With regard to the other comments about my part in putting down the motion, I would remind some parties that they have sailed very close to the wind. I need only mention the DUP's involvement with Ulster Resistance and its support for the Orange Order and others in their attempts to bring this place to a standstill. Given that economic development was linked to political stability, it might be helpful if Mr Paisley and Mr Wilson's Colleagues took their seats in the Executive and projected a more positive image. The DUP's response to the motion was interesting. It shows its difficulty in dealing with sensible and normal motions - the DUP always has to bring everything back to the confrontational politics with which it is most comfortable.
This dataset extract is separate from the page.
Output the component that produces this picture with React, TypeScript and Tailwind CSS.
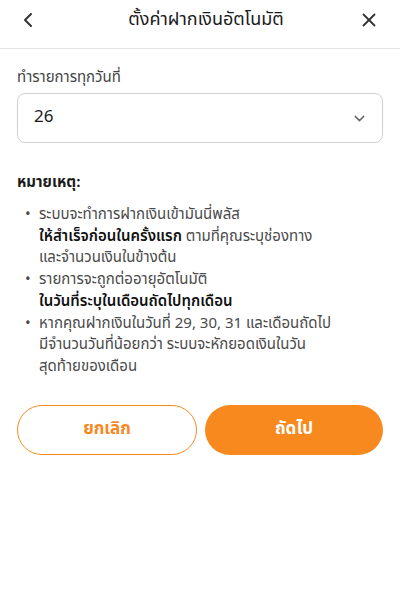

As time goes on, the stresses and strains in that party will increase as normal politics begin to bed down. By way of a reminder to that party, and to the other people who questioned our putting this motion down, my party and I are here because of an electoral mandate. We are entitled to be here, and we are entitled to bring forward and debate areas of concern, and that is something my Colleagues and I will continue to do.

In winding up, I thank the Minister for his reply. I am pleased that he said that he will be giving the Public Accounts Committee's report his full attention. Perhaps he will reply by way of a written answer to my question.

We were talking about statistics and I think it is true that you can have "lies, damned lies and statistics". How much of the overall IDB budget is spent east of the Bann and how much is spent west of the Bann? I am glad that these issues were raised. They are very serious issues. The IDB has been in existence since 1982 and there has been little accountability and I think that it is important that the Assembly begins to take control of issues such as the IDB. I am glad that this motion was made and I urge people to support it. Go raibh maith agat.

Question put and negatived.

The sitting was suspended at 5.50 pm.